◆ AVAILABLE DATA
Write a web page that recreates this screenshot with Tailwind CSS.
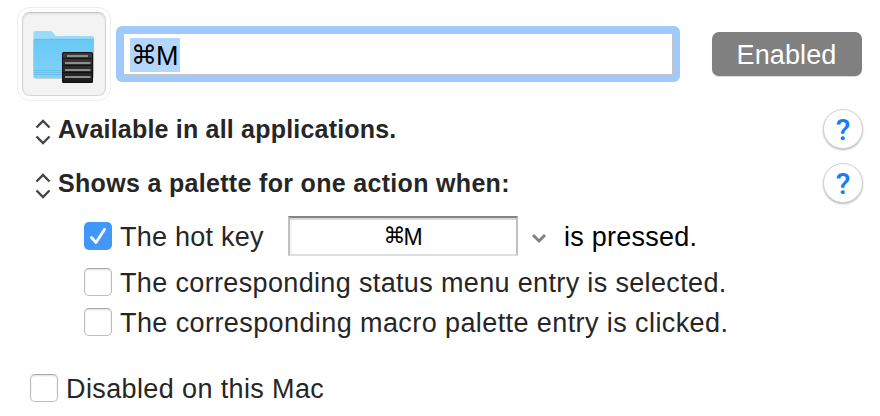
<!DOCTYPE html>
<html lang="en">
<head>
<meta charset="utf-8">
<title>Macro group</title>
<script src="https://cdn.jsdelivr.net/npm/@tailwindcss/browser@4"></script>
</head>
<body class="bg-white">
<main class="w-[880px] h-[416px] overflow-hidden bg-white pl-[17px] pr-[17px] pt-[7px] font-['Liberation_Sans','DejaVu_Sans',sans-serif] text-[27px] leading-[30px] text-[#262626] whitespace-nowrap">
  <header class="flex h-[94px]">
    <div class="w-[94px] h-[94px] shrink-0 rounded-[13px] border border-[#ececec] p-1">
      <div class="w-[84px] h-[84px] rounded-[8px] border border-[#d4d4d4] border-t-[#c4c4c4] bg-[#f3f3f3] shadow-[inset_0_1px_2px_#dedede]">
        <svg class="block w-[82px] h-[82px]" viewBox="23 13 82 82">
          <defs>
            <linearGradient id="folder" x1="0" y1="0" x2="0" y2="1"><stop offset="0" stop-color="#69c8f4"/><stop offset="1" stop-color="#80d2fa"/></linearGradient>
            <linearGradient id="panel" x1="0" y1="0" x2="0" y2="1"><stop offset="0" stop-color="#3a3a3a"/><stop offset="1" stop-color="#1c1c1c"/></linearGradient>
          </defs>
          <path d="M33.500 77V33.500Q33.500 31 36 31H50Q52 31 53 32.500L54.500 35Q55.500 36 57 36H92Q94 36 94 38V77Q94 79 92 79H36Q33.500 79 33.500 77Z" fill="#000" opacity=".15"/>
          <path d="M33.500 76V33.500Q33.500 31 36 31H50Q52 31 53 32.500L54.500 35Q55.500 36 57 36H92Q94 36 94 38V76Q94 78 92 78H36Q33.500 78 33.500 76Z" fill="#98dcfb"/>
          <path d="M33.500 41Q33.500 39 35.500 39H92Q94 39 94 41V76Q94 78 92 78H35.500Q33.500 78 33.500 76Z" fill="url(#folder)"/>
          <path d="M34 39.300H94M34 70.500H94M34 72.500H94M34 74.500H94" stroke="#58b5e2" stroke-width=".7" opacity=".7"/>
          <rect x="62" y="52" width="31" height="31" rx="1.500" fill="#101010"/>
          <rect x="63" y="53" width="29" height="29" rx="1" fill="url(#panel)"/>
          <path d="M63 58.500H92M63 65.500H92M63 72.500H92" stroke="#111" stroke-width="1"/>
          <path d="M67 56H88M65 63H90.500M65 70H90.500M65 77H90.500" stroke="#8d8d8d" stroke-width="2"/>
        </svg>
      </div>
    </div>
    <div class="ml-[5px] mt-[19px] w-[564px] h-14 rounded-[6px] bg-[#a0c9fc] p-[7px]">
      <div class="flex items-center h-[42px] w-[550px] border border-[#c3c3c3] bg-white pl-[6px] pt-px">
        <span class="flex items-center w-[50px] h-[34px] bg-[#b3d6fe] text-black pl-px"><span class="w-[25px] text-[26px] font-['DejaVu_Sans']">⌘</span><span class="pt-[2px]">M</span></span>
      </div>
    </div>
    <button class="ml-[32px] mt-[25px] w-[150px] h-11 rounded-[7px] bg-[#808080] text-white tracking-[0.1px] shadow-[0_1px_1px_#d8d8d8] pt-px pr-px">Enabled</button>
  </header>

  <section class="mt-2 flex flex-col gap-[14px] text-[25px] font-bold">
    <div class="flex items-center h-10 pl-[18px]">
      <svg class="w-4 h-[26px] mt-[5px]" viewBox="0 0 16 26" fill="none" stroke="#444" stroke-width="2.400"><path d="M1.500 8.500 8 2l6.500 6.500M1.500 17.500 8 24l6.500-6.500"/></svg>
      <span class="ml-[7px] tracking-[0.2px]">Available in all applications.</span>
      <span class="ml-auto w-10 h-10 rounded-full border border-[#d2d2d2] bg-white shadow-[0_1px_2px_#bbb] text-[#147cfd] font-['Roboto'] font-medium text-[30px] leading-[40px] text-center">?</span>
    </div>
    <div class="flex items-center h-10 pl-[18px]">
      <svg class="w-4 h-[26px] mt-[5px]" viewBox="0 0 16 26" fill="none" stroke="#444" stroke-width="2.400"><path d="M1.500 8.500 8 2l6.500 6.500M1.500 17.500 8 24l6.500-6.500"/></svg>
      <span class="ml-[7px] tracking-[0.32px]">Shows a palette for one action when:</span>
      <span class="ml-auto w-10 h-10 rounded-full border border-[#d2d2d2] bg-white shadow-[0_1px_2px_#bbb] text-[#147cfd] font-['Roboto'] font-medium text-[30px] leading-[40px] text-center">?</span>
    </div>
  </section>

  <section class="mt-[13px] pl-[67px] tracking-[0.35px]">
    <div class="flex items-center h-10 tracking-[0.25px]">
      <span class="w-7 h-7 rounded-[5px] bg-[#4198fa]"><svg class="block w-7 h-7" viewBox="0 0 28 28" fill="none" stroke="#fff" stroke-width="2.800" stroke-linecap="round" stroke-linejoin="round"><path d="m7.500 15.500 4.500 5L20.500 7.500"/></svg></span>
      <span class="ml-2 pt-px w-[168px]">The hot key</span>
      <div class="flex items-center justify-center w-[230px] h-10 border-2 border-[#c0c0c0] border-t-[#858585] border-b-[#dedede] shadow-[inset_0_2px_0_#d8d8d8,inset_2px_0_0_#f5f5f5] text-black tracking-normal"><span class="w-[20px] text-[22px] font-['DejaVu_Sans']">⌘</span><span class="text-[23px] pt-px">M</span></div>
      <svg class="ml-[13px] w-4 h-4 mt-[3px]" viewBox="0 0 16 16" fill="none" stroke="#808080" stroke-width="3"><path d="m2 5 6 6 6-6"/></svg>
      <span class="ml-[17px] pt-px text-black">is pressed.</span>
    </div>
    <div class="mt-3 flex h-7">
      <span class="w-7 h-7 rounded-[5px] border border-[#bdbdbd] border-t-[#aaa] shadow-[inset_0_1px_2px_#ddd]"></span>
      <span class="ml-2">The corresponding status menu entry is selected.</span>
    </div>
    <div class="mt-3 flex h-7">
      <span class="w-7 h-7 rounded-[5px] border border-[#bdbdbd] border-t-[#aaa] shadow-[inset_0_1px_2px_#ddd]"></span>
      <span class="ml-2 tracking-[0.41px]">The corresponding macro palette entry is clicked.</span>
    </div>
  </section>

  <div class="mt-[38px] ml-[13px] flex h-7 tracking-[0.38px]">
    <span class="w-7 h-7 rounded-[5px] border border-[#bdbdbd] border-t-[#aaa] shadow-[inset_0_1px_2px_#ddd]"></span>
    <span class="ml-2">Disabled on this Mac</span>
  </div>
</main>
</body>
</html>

◆ EXERCISE TASK
How many of the listing's lines contain "this"? Respond with a single number and nothing else.

◆ SOLVED EXERCISE
2